WHAT THE TASK REQUIRES: Repeat the listing below in full, exactly as it stands.

RECORDS SHOWN:
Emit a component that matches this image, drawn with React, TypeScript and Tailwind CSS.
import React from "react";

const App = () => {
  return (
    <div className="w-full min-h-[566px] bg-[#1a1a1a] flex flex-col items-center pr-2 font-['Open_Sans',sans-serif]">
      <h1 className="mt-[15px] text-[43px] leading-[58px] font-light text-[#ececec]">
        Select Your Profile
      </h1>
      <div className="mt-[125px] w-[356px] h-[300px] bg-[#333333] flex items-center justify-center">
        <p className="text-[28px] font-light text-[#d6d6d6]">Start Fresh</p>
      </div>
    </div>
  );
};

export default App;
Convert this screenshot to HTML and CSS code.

RESULT FOR THIS TASK:
Emit a component that matches this image, drawn with React, TypeScript and Tailwind CSS.
import React from "react";

const App = () => {
  return (
    <div className="w-full min-h-[566px] bg-[#1a1a1a] flex flex-col items-center pr-2 font-['Open_Sans',sans-serif]">
      <h1 className="mt-[15px] text-[43px] leading-[58px] font-light text-[#ececec]">
        Select Your Profile
      </h1>
      <div className="mt-[125px] w-[356px] h-[300px] bg-[#333333] flex items-center justify-center">
        <p className="text-[28px] font-light text-[#d6d6d6]">Start Fresh</p>
      </div>
    </div>
  );
};

export default App;
Convert this screenshot to HTML and CSS code.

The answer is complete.